Committee looks at YMCA, baseball options
There are currently two options left on the table for a recreational facility in Stallings. By their Monday, Nov. 14 meeting, the exploratory committee had decided to focus on either a baseball facility or a partnership with the YMCA.
“If we do any type of complex, we’ll focus on baseball,” committee member Ira Bostic said. “Is there money immediately available to do it? No. You have to have talks and discussions.”
The committee dismissed other options, such as a aquatic center or indoor complex in previous meetings. In October, the Charlotte Centre Curling Club gave a presentation, asking for help in building a curling center, but the projected costs were too high. Retrofitting an existing structure would cost between $500,000 to $650,000, while building a new one would cost between $1,300,000 to $1,500,000.
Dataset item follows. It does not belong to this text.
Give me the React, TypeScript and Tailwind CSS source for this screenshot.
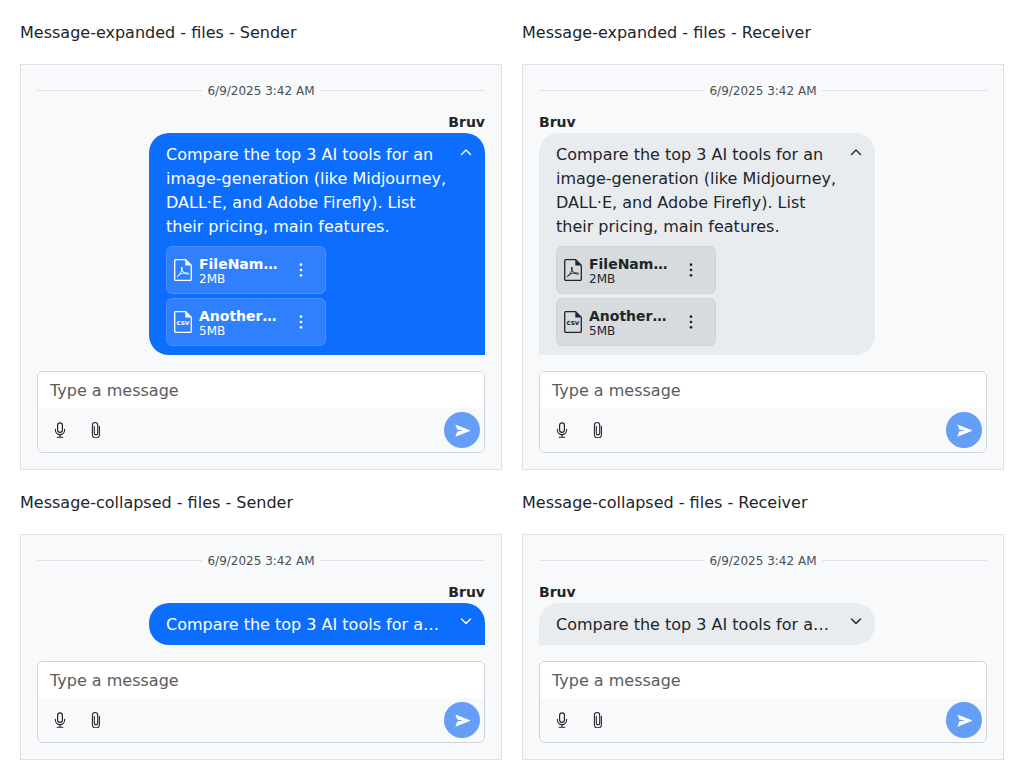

After seeing the YMCA move forward with their partnership for a facility next to the Cuthbertson school cluster, committee members agreed to re-open talks with the organization. Earlier in the year, committee members rejected the YMCA as an option, because the organization would not pay to buy the land. Instead, YMCA officials said they would pay for the full construction bill for a facility that would serve as a satellite branch for the Siskey YMCA, much like the satellite office that opened in Wesley Chapel.
“They’re buying land from the schools,” Stallings town council member and committee liaison Wyatt Dunn said. “That would be the best of all worlds, they buy the land back from us and do all the development.”
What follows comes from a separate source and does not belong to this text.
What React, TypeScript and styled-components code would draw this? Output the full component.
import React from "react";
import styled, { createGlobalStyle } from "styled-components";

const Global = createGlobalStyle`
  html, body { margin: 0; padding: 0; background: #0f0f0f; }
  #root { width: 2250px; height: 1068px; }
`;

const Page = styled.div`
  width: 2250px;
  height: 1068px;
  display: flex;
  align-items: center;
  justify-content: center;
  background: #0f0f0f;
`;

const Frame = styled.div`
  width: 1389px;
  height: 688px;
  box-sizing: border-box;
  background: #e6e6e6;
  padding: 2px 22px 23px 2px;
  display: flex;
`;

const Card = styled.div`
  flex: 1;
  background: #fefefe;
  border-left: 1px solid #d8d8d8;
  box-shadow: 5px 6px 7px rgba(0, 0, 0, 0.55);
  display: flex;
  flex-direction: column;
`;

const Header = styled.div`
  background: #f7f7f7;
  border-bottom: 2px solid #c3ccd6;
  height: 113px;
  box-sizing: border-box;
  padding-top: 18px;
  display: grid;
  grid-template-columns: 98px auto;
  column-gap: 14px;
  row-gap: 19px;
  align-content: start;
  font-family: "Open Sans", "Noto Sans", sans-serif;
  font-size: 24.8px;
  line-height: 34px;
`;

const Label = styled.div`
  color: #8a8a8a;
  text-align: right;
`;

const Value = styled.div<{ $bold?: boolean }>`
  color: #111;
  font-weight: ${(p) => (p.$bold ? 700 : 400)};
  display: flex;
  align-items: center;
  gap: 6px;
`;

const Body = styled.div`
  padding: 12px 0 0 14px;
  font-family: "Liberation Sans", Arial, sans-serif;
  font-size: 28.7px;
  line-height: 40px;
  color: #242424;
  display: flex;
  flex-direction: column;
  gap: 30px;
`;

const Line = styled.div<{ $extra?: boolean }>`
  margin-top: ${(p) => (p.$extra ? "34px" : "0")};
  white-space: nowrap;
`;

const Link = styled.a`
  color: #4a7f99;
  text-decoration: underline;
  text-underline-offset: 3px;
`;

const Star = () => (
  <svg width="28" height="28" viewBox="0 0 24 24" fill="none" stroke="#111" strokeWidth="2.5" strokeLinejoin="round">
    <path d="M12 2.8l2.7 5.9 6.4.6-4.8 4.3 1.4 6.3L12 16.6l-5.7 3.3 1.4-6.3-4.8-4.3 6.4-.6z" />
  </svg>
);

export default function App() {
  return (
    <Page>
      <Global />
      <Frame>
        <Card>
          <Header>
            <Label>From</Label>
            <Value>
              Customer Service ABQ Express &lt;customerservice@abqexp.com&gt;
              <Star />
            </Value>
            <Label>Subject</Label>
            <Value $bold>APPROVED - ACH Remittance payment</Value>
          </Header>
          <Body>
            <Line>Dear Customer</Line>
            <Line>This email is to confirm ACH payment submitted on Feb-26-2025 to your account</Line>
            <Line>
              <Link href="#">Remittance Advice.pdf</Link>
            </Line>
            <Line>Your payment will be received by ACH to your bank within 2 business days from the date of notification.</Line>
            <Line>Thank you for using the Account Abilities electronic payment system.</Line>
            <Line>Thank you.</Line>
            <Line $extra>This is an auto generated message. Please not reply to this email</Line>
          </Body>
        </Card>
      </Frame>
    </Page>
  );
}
Bostic agreed, saying if the YMCA would pay the town back, the idea could work.
“If they’re willing to pay for for, thats a switch in their policy that might make it interesting for the town of Stallings,” Bostic said, adding that any repayment could be stretched out over a 30 year period.
The original Sportsplex plan called for the town to purchase an 83 acre parcel of land, then work with National Amateur Sports to build a minimum of four outdoor athletic fields plus the actual complex. Under that original contract, the town would have spent $3 million to purchase 62 acres at the corner of Stevens Mill and Stallings roads, with the remaining 21 acres donated. Stallings would have eight months under the proposal to buy the property. Town council members balked at the price tag however and created the exploratory committee to look at other options.
As for the baseball option, Bostic pointed out the town already had one willing tenant, in the Porter Ridge Athletic Association.
“Porter Ridge would probably love to manage that, but they have no money,” Bostic said. “Anything we’re talking about would take years, as I don’t see anybody in the wings to put up money for four to five baseball fields.”
Dunn suggested collecting money each year in the town’s capital improvement budget, to buy land and start construction later on. He said after speaking with Mike Vagnone from the Porter Ridge Athletic Association, the group’s optimal request was for four to five baseball fields and a rectangular field, including parking, concessions and restrooms. The only catch is that the committee still needs to collect cost estimates for any baseball facility. Committee members also floated the suggestion of letting voters decide on a bond to cover the cost of the facility.